Is your use of such words a matter of self-conscious Christian discipleship? If not, then stop saying them. Who taught you this word? Who are you imitating in using it yourself? How confident are you that there are no strings attached to the word? How confident are you that you learned nothing else along with the word? Is your use of these words paired up with an ungodly attitude? Is it connected to Ezekiel’s prophetic use or to some hard-R sex comedy? Jesus says that out of the abundance of the heart, the mouth speaks (Matt. 12:34). Is your speech a fresh water spring or a sewage pipe? When you speak, are you respectful of the presence of women? Does that kind of thing matter to you at all? Are you aware of the difference between not speaking like a gentleman all alone, which is bad enough, and when you are with others not speaking like a gentleman in such a way as to insult a lady? When you speak, is it for the edification of the hearer, or is it to get a laugh for your own glory? Do you speak for them or for you? And are you like a poor stand-up comedian who tells dirty jokes because nervous laughter is better than no laughter? Do you use the existence of verbal Platonists as an excuse to be a libertine? As we finish, consider the explicit teaching of the apostle Paul on the subject. “Let no corrupt communication proceed out of your mouth, but that which is good to the use of edifying, that it may minister grace unto the hearers” (Eph. 4:29).

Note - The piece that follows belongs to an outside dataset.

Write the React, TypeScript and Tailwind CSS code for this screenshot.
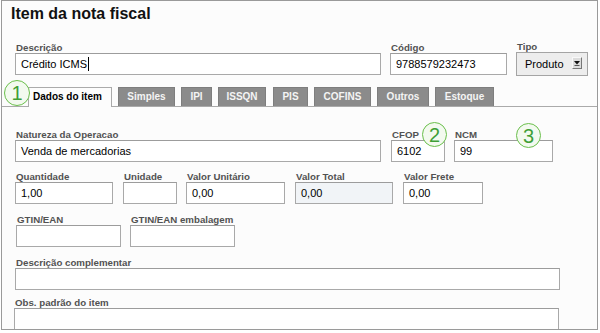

When Paul says this, he is assuming that we will do the hard work of identifying what corrupt communication is. He knew that every language is different, and we could say every last word in our lexicon of filthy talk to the apostle and he, not knowing English, wouldn’t have anything to say about any of them. But he would nonetheless expect English-speaking Christians to think like grown-ups. He would expect them to teach their children not to say certain things, and the fact that these prohibited words cannot be found itemized in Scripture should not trouble us at all. It is not legalism to understand the principle and apply it in new territory. And so there are your marching orders on this topic — no corrupt communication.
“In this particular case, Pastor Wilson’s rhetoric has, unfortunately, been found offensive and inappropriate even by many in his own denomination (including other pastors and elders). Pastor Wilson’s blog posts regarding these cases have proved to be quite divisive even amongst those who consider him a friend and ally. A more prudent and temperate use of language would be helpful.”
Presiding Ministers’ Report
So if someone with a long enough face to be a dowager from Human Resources tells me that I am no longer permitted, as a cis-white-male, to make any observations or comparisons, metaphorical or otherwise, about any aspect of the female anatomy, guess what I am going to do? Guess what my next blog post is going to be about?
Go on, guess.
“In that regard, let us point out a few specifics we believe are inconsistent with the high road. . . .
- Using unnecessarily provocative language, including derogatory or calloused language about women. Referring to certain women as ‘small breasted biddies’ or ‘lumberjack dykes’ is not likely to serve an edifying purpose in this context. We note that this language has caused a good deal of anguish among pastors and elders of CREC churches who would otherwise be supportive of Pastor Wilson’s ministry. Pastors should be careful not to give women reasons to avoid seeking help from the church. Instead, we should make it clear that the church is a place where all people are treated with honor and respect, and where victims can find grace.”